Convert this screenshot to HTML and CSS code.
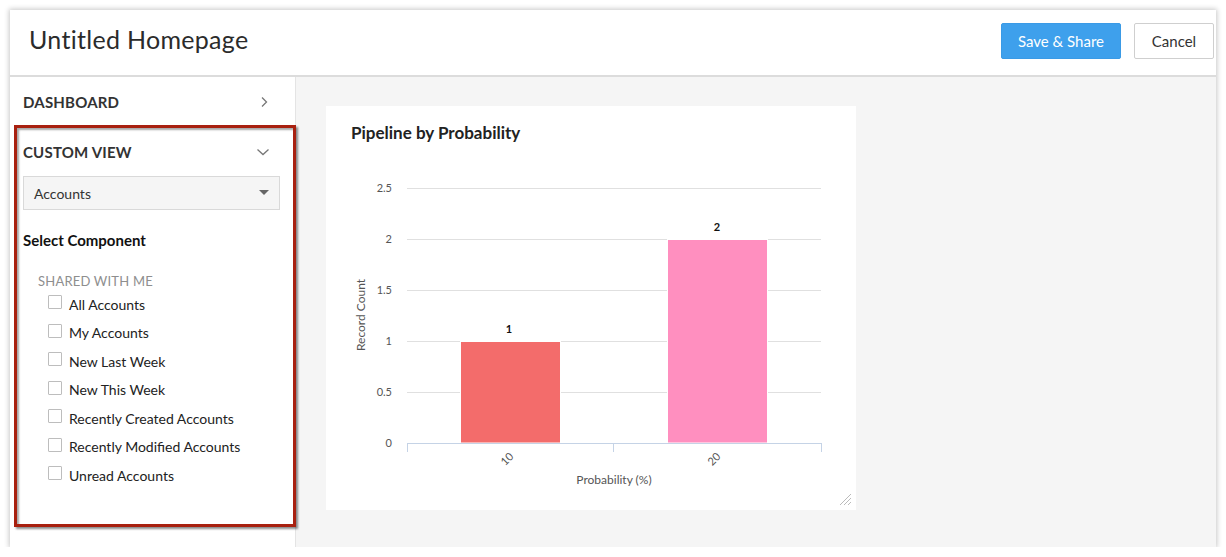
FILE: index.html
```html
<!DOCTYPE html>
<html>
<head>
<meta charset="utf-8">
<link rel="stylesheet" href="styles.css">
</head>
<body>
<div class="window">
  <header class="topbar">
    <h1 class="page-title">Untitled Homepage</h1>
    <div class="actions">
      <button class="btn btn-primary">Save &amp; Share</button>
      <button class="btn btn-default">Cancel</button>
    </div>
  </header>
  <div class="content">
    <aside class="sidebar">
      <div class="section-row dash-row">
        <span class="section-label">DASHBOARD</span>
        <svg class="chev" width="12" height="12" viewBox="0 0 12 12"><path d="M4 1.5 L8.5 6 L4 10.5" fill="none" stroke="#777" stroke-width="1.3"/></svg>
      </div>
      <div class="highlight">
        <div class="section-row cv-row">
          <span class="section-label">CUSTOM VIEW</span>
          <svg class="chev" width="14" height="10" viewBox="0 0 14 10"><path d="M1.5 2.5 L7 7.5 L12.5 2.5" fill="none" stroke="#777" stroke-width="1.3"/></svg>
        </div>
        <div class="select">
          <span>Accounts</span>
          <svg width="10" height="6" viewBox="0 0 10 6"><path d="M0 0 H10 L5 5 Z" fill="#666"/></svg>
        </div>
        <div class="subhead">Select Component</div>
        <div class="group-label">SHARED WITH ME</div>
        <ul class="checklist">
          <li><span class="cb"></span>All Accounts</li>
          <li><span class="cb"></span>My Accounts</li>
          <li><span class="cb"></span>New Last Week</li>
          <li><span class="cb"></span>New This Week</li>
          <li><span class="cb"></span>Recently Created Accounts</li>
          <li><span class="cb"></span>Recently Modified Accounts</li>
          <li><span class="cb"></span>Unread Accounts</li>
        </ul>
      </div>
    </aside>
    <main class="main">
      <div class="card">
        <div class="card-title">Pipeline by Probability</div>
        <svg class="chart" width="530" height="352" viewBox="0 0 530 352">
          <g stroke="#e0e0e0" stroke-width="1">
            <line x1="81" y1="30.5" x2="495" y2="30.5"/>
            <line x1="81" y1="81.5" x2="495" y2="81.5"/>
            <line x1="81" y1="132.5" x2="495" y2="132.5"/>
            <line x1="81" y1="183.5" x2="495" y2="183.5"/>
            <line x1="81" y1="234.5" x2="495" y2="234.5"/>
          </g>
          <g font-family="Lato, 'Open Sans', sans-serif" font-size="11" fill="#555" text-anchor="end">
            <text x="66" y="34">2.5</text>
            <text x="66" y="85">2</text>
            <text x="66" y="136">1.5</text>
            <text x="66" y="187">1</text>
            <text x="66" y="238">0.5</text>
            <text x="66" y="289">0</text>
          </g>
          <rect x="134.5" y="183.5" width="100" height="101.5" fill="#f36c6b" stroke="#fff" stroke-width="1"/>
          <rect x="341.5" y="81.5" width="100" height="203.5" fill="#ff8fbf" stroke="#fff" stroke-width="1"/>
          <g stroke="#c5d3e6" stroke-width="1">
            <line x1="81" y1="285.5" x2="495" y2="285.5"/>
            <line x1="81.5" y1="285" x2="81.5" y2="294"/>
            <line x1="287.5" y1="285" x2="287.5" y2="294"/>
            <line x1="495.5" y1="285" x2="495.5" y2="294"/>
          </g>
          <g font-family="Lato, 'Open Sans', sans-serif" font-size="11" font-weight="700" fill="#111" text-anchor="middle">
            <text x="183" y="175">1</text>
            <text x="391" y="73">2</text>
          </g>
          <g font-family="Lato, 'Open Sans', sans-serif" font-size="11" fill="#555" text-anchor="middle">
            <text transform="translate(181 301) rotate(-45)" y="4">10</text>
            <text transform="translate(388 301) rotate(-45)" y="4">20</text>
            <text x="288" y="326" font-size="12">Probability (%)</text>
            <text transform="translate(39 157) rotate(-90)" font-size="12">Record Count</text>
          </g>
          <g stroke="#bbb" stroke-width="1">
            <line x1="514" y1="347" x2="525" y2="336"/>
            <line x1="518" y1="347" x2="525" y2="340"/>
            <line x1="522" y1="347" x2="525" y2="344"/>
          </g>
        </svg>
      </div>
    </main>
  </div>
</div>
</body>
</html>
```

FILE: styles.css
```css
* { box-sizing: border-box; }
html, body { margin: 0; padding: 0; background: #ffffff; }
body { font-family: Lato, "Open Sans", Arial, sans-serif; color: #333; }

.window {
  margin: 10px 0 0 10px;
  width: 1206px;
  height: 537px;
  background: #fff;
  box-shadow: 0 0 5px 1px rgba(0,0,0,0.22);
  display: flex;
  flex-direction: column;
  overflow: hidden;
}

.topbar {
  height: 67px;
  flex: 0 0 67px;
  border-bottom: 2px solid #dcdcdc;
  display: flex;
  align-items: center;
  justify-content: space-between;
  padding: 0 2px 0 19px;
}
.page-title {
  margin: 0;
  font-weight: 400;
  font-size: 25px;
  color: #2b2b2b;
  letter-spacing: 0.3px;
  position: relative;
  top: -4px;
}
.actions { display: flex; gap: 13px; align-items: center; margin-bottom: 4px; }
.btn {
  height: 36px;
  font-family: Lato, "Open Sans", Arial, sans-serif;
  font-size: 15px;
  border-radius: 2px;
  cursor: pointer;
}
.btn-primary {
  width: 120px;
  background: #3ea0ec;
  border: 1px solid #3a9ae6;
  color: #fff;
}
.btn-default {
  width: 80px;
  background: #fff;
  border: 1px solid #cfcfcf;
  color: #333;
}

.content { flex: 1; display: flex; min-height: 0; }

.sidebar {
  width: 286px;
  flex: 0 0 286px;
  border-right: 1px solid #e4e4e4;
  background: #fff;
}
.section-row {
  display: flex;
  align-items: center;
  justify-content: space-between;
}
.section-label {
  font-size: 15px;
  font-weight: 700;
  color: #333;
  letter-spacing: 0.2px;
}
.dash-row {
  height: 48px;
  padding: 2px 25px 0 13px;
}
.highlight {
  margin-left: 4px;
  width: 282px;
  height: 402px;
  border: 3px solid #a8200f;
  box-shadow: 2px 2px 2px rgba(0,0,0,0.45), inset 2px 2px 2px rgba(0,0,0,0.35);
  padding: 0 13px 0 6px;
  position: relative;
}
.cv-row {
  height: 48px;
  padding: 0 10px 0 0;
}
.select {
  height: 34px;
  background: #f5f5f5;
  border: 1px solid #d9d9d9;
  display: flex;
  align-items: center;
  justify-content: space-between;
  padding: 0 10px 0 10px;
  font-size: 14px;
  color: #333;
}
.subhead {
  margin-top: 21px;
  font-size: 15px;
  font-weight: 700;
  color: #111;
}
.group-label {
  margin-top: 24px;
  padding-left: 15px;
  font-size: 13px;
  color: #8e8e8e;
  letter-spacing: 0.2px;
}
.checklist {
  list-style: none;
  margin: 1px 0 0 0;
  padding: 0 0 0 25px;
}
.checklist li {
  height: 28.5px;
  display: flex;
  align-items: center;
  font-size: 14px;
  color: #222;
}
.cb {
  width: 14px;
  height: 14px;
  border: 1px solid #bdbdbd;
  border-radius: 1px;
  background: #fff;
  margin-right: 7px;
  position: relative;
  top: -2px;
}

.main {
  flex: 1;
  background: #f5f5f5;
  padding: 29px 0 0 30px;
}
.card {
  width: 530px;
  height: 404px;
  background: #fff;
}
.card-title {
  height: 52px;
  padding: 16px 0 0 25px;
  font-size: 17px;
  font-weight: 700;
  color: #222;
}
.chart { display: block; }
```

────

> _EXERCISE DESCRIPTION_: Copy the material above exactly and drop the pictures.

> _IN RESPONSE_:
Convert this screenshot to HTML and CSS code.
FILE: index.html
```html
<!DOCTYPE html>
<html>
<head>
<meta charset="utf-8">
<link rel="stylesheet" href="styles.css">
</head>
<body>
<div class="window">
  <header class="topbar">
    <h1 class="page-title">Untitled Homepage</h1>
    <div class="actions">
      <button class="btn btn-primary">Save &amp; Share</button>
      <button class="btn btn-default">Cancel</button>
    </div>
  </header>
  <div class="content">
    <aside class="sidebar">
      <div class="section-row dash-row">
        <span class="section-label">DASHBOARD</span>
        <svg class="chev" width="12" height="12" viewBox="0 0 12 12"><path d="M4 1.5 L8.5 6 L4 10.5" fill="none" stroke="#777" stroke-width="1.3"/></svg>
      </div>
      <div class="highlight">
        <div class="section-row cv-row">
          <span class="section-label">CUSTOM VIEW</span>
          <svg class="chev" width="14" height="10" viewBox="0 0 14 10"><path d="M1.5 2.5 L7 7.5 L12.5 2.5" fill="none" stroke="#777" stroke-width="1.3"/></svg>
        </div>
        <div class="select">
          <span>Accounts</span>
          <svg width="10" height="6" viewBox="0 0 10 6"><path d="M0 0 H10 L5 5 Z" fill="#666"/></svg>
        </div>
        <div class="subhead">Select Component</div>
        <div class="group-label">SHARED WITH ME</div>
        <ul class="checklist">
          <li><span class="cb"></span>All Accounts</li>
          <li><span class="cb"></span>My Accounts</li>
          <li><span class="cb"></span>New Last Week</li>
          <li><span class="cb"></span>New This Week</li>
          <li><span class="cb"></span>Recently Created Accounts</li>
          <li><span class="cb"></span>Recently Modified Accounts</li>
          <li><span class="cb"></span>Unread Accounts</li>
        </ul>
      </div>
    </aside>
    <main class="main">
      <div class="card">
        <div class="card-title">Pipeline by Probability</div>
        <svg class="chart" width="530" height="352" viewBox="0 0 530 352">
          <g stroke="#e0e0e0" stroke-width="1">
            <line x1="81" y1="30.5" x2="495" y2="30.5"/>
            <line x1="81" y1="81.5" x2="495" y2="81.5"/>
            <line x1="81" y1="132.5" x2="495" y2="132.5"/>
            <line x1="81" y1="183.5" x2="495" y2="183.5"/>
            <line x1="81" y1="234.5" x2="495" y2="234.5"/>
          </g>
          <g font-family="Lato, 'Open Sans', sans-serif" font-size="11" fill="#555" text-anchor="end">
            <text x="66" y="34">2.5</text>
            <text x="66" y="85">2</text>
            <text x="66" y="136">1.5</text>
            <text x="66" y="187">1</text>
            <text x="66" y="238">0.5</text>
            <text x="66" y="289">0</text>
          </g>
          <rect x="134.5" y="183.5" width="100" height="101.5" fill="#f36c6b" stroke="#fff" stroke-width="1"/>
          <rect x="341.5" y="81.5" width="100" height="203.5" fill="#ff8fbf" stroke="#fff" stroke-width="1"/>
          <g stroke="#c5d3e6" stroke-width="1">
            <line x1="81" y1="285.5" x2="495" y2="285.5"/>
            <line x1="81.5" y1="285" x2="81.5" y2="294"/>
            <line x1="287.5" y1="285" x2="287.5" y2="294"/>
            <line x1="495.5" y1="285" x2="495.5" y2="294"/>
          </g>
          <g font-family="Lato, 'Open Sans', sans-serif" font-size="11" font-weight="700" fill="#111" text-anchor="middle">
            <text x="183" y="175">1</text>
            <text x="391" y="73">2</text>
          </g>
          <g font-family="Lato, 'Open Sans', sans-serif" font-size="11" fill="#555" text-anchor="middle">
            <text transform="translate(181 301) rotate(-45)" y="4">10</text>
            <text transform="translate(388 301) rotate(-45)" y="4">20</text>
            <text x="288" y="326" font-size="12">Probability (%)</text>
            <text transform="translate(39 157) rotate(-90)" font-size="12">Record Count</text>
          </g>
          <g stroke="#bbb" stroke-width="1">
            <line x1="514" y1="347" x2="525" y2="336"/>
            <line x1="518" y1="347" x2="525" y2="340"/>
            <line x1="522" y1="347" x2="525" y2="344"/>
          </g>
        </svg>
      </div>
    </main>
  </div>
</div>
</body>
</html>
```

FILE: styles.css
```css
* { box-sizing: border-box; }
html, body { margin: 0; padding: 0; background: #ffffff; }
body { font-family: Lato, "Open Sans", Arial, sans-serif; color: #333; }

.window {
  margin: 10px 0 0 10px;
  width: 1206px;
  height: 537px;
  background: #fff;
  box-shadow: 0 0 5px 1px rgba(0,0,0,0.22);
  display: flex;
  flex-direction: column;
  overflow: hidden;
}

.topbar {
  height: 67px;
  flex: 0 0 67px;
  border-bottom: 2px solid #dcdcdc;
  display: flex;
  align-items: center;
  justify-content: space-between;
  padding: 0 2px 0 19px;
}
.page-title {
  margin: 0;
  font-weight: 400;
  font-size: 25px;
  color: #2b2b2b;
  letter-spacing: 0.3px;
  position: relative;
  top: -4px;
}
.actions { display: flex; gap: 13px; align-items: center; margin-bottom: 4px; }
.btn {
  height: 36px;
  font-family: Lato, "Open Sans", Arial, sans-serif;
  font-size: 15px;
  border-radius: 2px;
  cursor: pointer;
}
.btn-primary {
  width: 120px;
  background: #3ea0ec;
  border: 1px solid #3a9ae6;
  color: #fff;
}
.btn-default {
  width: 80px;
  background: #fff;
  border: 1px solid #cfcfcf;
  color: #333;
}

.content { flex: 1; display: flex; min-height: 0; }

.sidebar {
  width: 286px;
  flex: 0 0 286px;
  border-right: 1px solid #e4e4e4;
  background: #fff;
}
.section-row {
  display: flex;
  align-items: center;
  justify-content: space-between;
}
.section-label {
  font-size: 15px;
  font-weight: 700;
  color: #333;
  letter-spacing: 0.2px;
}
.dash-row {
  height: 48px;
  padding: 2px 25px 0 13px;
}
.highlight {
  margin-left: 4px;
  width: 282px;
  height: 402px;
  border: 3px solid #a8200f;
  box-shadow: 2px 2px 2px rgba(0,0,0,0.45), inset 2px 2px 2px rgba(0,0,0,0.35);
  padding: 0 13px 0 6px;
  position: relative;
}
.cv-row {
  height: 48px;
  padding: 0 10px 0 0;
}
.select {
  height: 34px;
  background: #f5f5f5;
  border: 1px solid #d9d9d9;
  display: flex;
  align-items: center;
  justify-content: space-between;
  padding: 0 10px 0 10px;
  font-size: 14px;
  color: #333;
}
.subhead {
  margin-top: 21px;
  font-size: 15px;
  font-weight: 700;
  color: #111;
}
.group-label {
  margin-top: 24px;
  padding-left: 15px;
  font-size: 13px;
  color: #8e8e8e;
  letter-spacing: 0.2px;
}
.checklist {
  list-style: none;
  margin: 1px 0 0 0;
  padding: 0 0 0 25px;
}
.checklist li {
  height: 28.5px;
  display: flex;
  align-items: center;
  font-size: 14px;
  color: #222;
}
.cb {
  width: 14px;
  height: 14px;
  border: 1px solid #bdbdbd;
  border-radius: 1px;
  background: #fff;
  margin-right: 7px;
  position: relative;
  top: -2px;
}

.main {
  flex: 1;
  background: #f5f5f5;
  padding: 29px 0 0 30px;
}
.card {
  width: 530px;
  height: 404px;
  background: #fff;
}
.card-title {
  height: 52px;
  padding: 16px 0 0 25px;
  font-size: 17px;
  font-weight: 700;
  color: #222;
}
.chart { display: block; }
```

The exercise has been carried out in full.